YOUR OBJECTIVE: Write out the material exactly, without any of its pictures.

GIVEN MATERIAL:
* * *

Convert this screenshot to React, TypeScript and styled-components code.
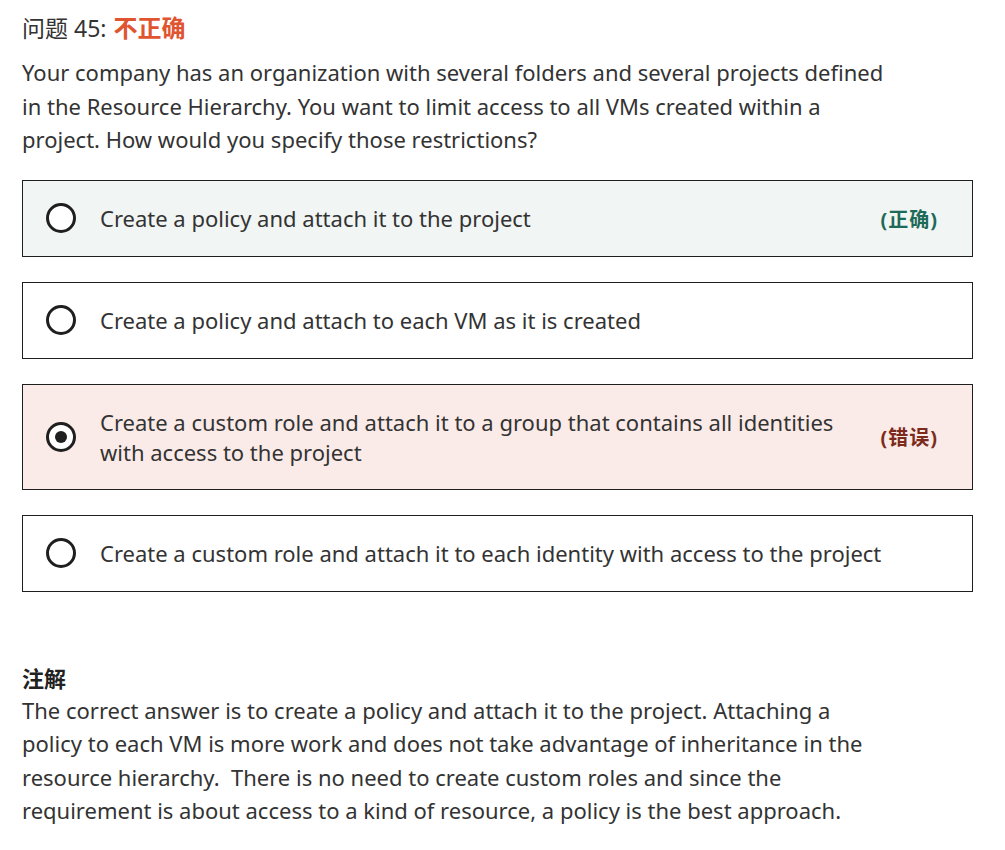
import React from "react";
import styled, { createGlobalStyle } from "styled-components";

const Global = createGlobalStyle`
  html, body { margin: 0; padding: 0; background: #fff; }
  body { font-family: "Noto Sans", "Noto Sans CJK SC", sans-serif; color: #333; }
`;

const Page = styled.div`
  padding: 12px 33px 0 22px;
  width: 951px;
`;

const Title = styled.div`
  font-size: 23px;
  line-height: 32px;
  color: #333;
  display: flex;
  gap: 7px;
`;

const Status = styled.span`
  color: #e0552f;
  font-weight: 700;
  font-size: 24px;
`;

const Question = styled.p`
  margin: 12px 0 23px;
  font-size: 22px;
  line-height: 33.5px;
`;

const Options = styled.div`
  display: flex;
  flex-direction: column;
  gap: 25px;
`;

const Option = styled.div<{ $tone?: "ok" | "bad" }>`
  display: flex;
  align-items: center;
  min-height: 75px;
  padding: 0 34px 0 23px;
  border: 1px solid #1f1f1f;
  background: ${(p) => (p.$tone === "ok" ? "#f1f5f4" : p.$tone === "bad" ? "#fbebe8" : "#fff")};
`;

const Radio = styled.span<{ $checked?: boolean }>`
  flex: none;
  width: 30px;
  height: 30px;
  box-sizing: border-box;
  border: 3px solid #1f1f1f;
  border-radius: 50%;
  display: flex;
  align-items: center;
  justify-content: center;
  margin-right: 24px;
  background: #fff;
  &::after {
    content: "";
    display: ${(p) => (p.$checked ? "block" : "none")};
    width: 12px;
    height: 12px;
    border-radius: 50%;
    background: #1f1f1f;
  }
`;

const OptText = styled.span`
  flex: 1;
  font-size: 22px;
  line-height: 30px;
  padding: 22px 0;
  color: #333;
`;

const Tag = styled.span<{ $tone: "ok" | "bad" }>`
  flex: none;
  margin-left: 24px;
  font-size: 20px;
  font-weight: 700;
  letter-spacing: 1px;
  color: ${(p) => (p.$tone === "ok" ? "#1d6a58" : "#7b2a1c")};
`;

const NoteHead = styled.div`
  margin-top: 70px;
  font-size: 22px;
  font-weight: 700;
  line-height: 32px;
  color: #222;
`;

const NoteText = styled.p`
  margin: 0;
  font-size: 22px;
  line-height: 33.5px;
`;

const options = [
  { text: "Create a policy and attach it to the project", tone: "ok" as const, tag: "(正确)" },
  { text: "Create a policy and attach to each VM as it is created" },
  {
    text: "Create a custom role and attach it to a group that contains all identities with access to the project",
    tone: "bad" as const,
    tag: "(错误)",
    checked: true,
  },
  { text: "Create a custom role and attach it to each identity with access to the project" },
];

export default function App() {
  return (
    <Page>
      <Global />
      <Title>
        <span>问题 45:</span>
        <Status>不正确</Status>
      </Title>
      <Question>
        Your company has an organization with several folders and several projects defined
        <br />
        in the Resource Hierarchy. You want to limit access to all VMs created within a
        <br />
        project. How would you specify those restrictions?
      </Question>
      <Options>
        {options.map((o, i) => (
          <Option key={i} $tone={o.tone}>
            <Radio $checked={o.checked} />
            <OptText>{o.text}</OptText>
            {o.tag && o.tone && <Tag $tone={o.tone}>{o.tag}</Tag>}
          </Option>
        ))}
      </Options>
      <NoteHead>注解</NoteHead>
      <NoteText>
        The correct answer is to create a policy and attach it to the project. Attaching a
        <br />
        policy to each VM is more work and does not take advantage of inheritance in the
        <br />
        resource hierarchy.&nbsp; There is no need to create custom roles and since the
        <br />
        requirement is about access to a kind of resource, a policy is the best approach.
      </NoteText>
    </Page>
  );
}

* * *

OUTPUT FOR THIS TASK:
Convert this screenshot to React, TypeScript and styled-components code.
import React from "react";
import styled, { createGlobalStyle } from "styled-components";

const Global = createGlobalStyle`
  html, body { margin: 0; padding: 0; background: #fff; }
  body { font-family: "Noto Sans", "Noto Sans CJK SC", sans-serif; color: #333; }
`;

const Page = styled.div`
  padding: 12px 33px 0 22px;
  width: 951px;
`;

const Title = styled.div`
  font-size: 23px;
  line-height: 32px;
  color: #333;
  display: flex;
  gap: 7px;
`;

const Status = styled.span`
  color: #e0552f;
  font-weight: 700;
  font-size: 24px;
`;

const Question = styled.p`
  margin: 12px 0 23px;
  font-size: 22px;
  line-height: 33.5px;
`;

const Options = styled.div`
  display: flex;
  flex-direction: column;
  gap: 25px;
`;

const Option = styled.div<{ $tone?: "ok" | "bad" }>`
  display: flex;
  align-items: center;
  min-height: 75px;
  padding: 0 34px 0 23px;
  border: 1px solid #1f1f1f;
  background: ${(p) => (p.$tone === "ok" ? "#f1f5f4" : p.$tone === "bad" ? "#fbebe8" : "#fff")};
`;

const Radio = styled.span<{ $checked?: boolean }>`
  flex: none;
  width: 30px;
  height: 30px;
  box-sizing: border-box;
  border: 3px solid #1f1f1f;
  border-radius: 50%;
  display: flex;
  align-items: center;
  justify-content: center;
  margin-right: 24px;
  background: #fff;
  &::after {
    content: "";
    display: ${(p) => (p.$checked ? "block" : "none")};
    width: 12px;
    height: 12px;
    border-radius: 50%;
    background: #1f1f1f;
  }
`;

const OptText = styled.span`
  flex: 1;
  font-size: 22px;
  line-height: 30px;
  padding: 22px 0;
  color: #333;
`;

const Tag = styled.span<{ $tone: "ok" | "bad" }>`
  flex: none;
  margin-left: 24px;
  font-size: 20px;
  font-weight: 700;
  letter-spacing: 1px;
  color: ${(p) => (p.$tone === "ok" ? "#1d6a58" : "#7b2a1c")};
`;

const NoteHead = styled.div`
  margin-top: 70px;
  font-size: 22px;
  font-weight: 700;
  line-height: 32px;
  color: #222;
`;

const NoteText = styled.p`
  margin: 0;
  font-size: 22px;
  line-height: 33.5px;
`;

const options = [
  { text: "Create a policy and attach it to the project", tone: "ok" as const, tag: "(正确)" },
  { text: "Create a policy and attach to each VM as it is created" },
  {
    text: "Create a custom role and attach it to a group that contains all identities with access to the project",
    tone: "bad" as const,
    tag: "(错误)",
    checked: true,
  },
  { text: "Create a custom role and attach it to each identity with access to the project" },
];

export default function App() {
  return (
    <Page>
      <Global />
      <Title>
        <span>问题 45:</span>
        <Status>不正确</Status>
      </Title>
      <Question>
        Your company has an organization with several folders and several projects defined
        <br />
        in the Resource Hierarchy. You want to limit access to all VMs created within a
        <br />
        project. How would you specify those restrictions?
      </Question>
      <Options>
        {options.map((o, i) => (
          <Option key={i} $tone={o.tone}>
            <Radio $checked={o.checked} />
            <OptText>{o.text}</OptText>
            {o.tag && o.tone && <Tag $tone={o.tone}>{o.tag}</Tag>}
          </Option>
        ))}
      </Options>
      <NoteHead>注解</NoteHead>
      <NoteText>
        The correct answer is to create a policy and attach it to the project. Attaching a
        <br />
        policy to each VM is more work and does not take advantage of inheritance in the
        <br />
        resource hierarchy.&nbsp; There is no need to create custom roles and since the
        <br />
        requirement is about access to a kind of resource, a policy is the best approach.
      </NoteText>
    </Page>
  );
}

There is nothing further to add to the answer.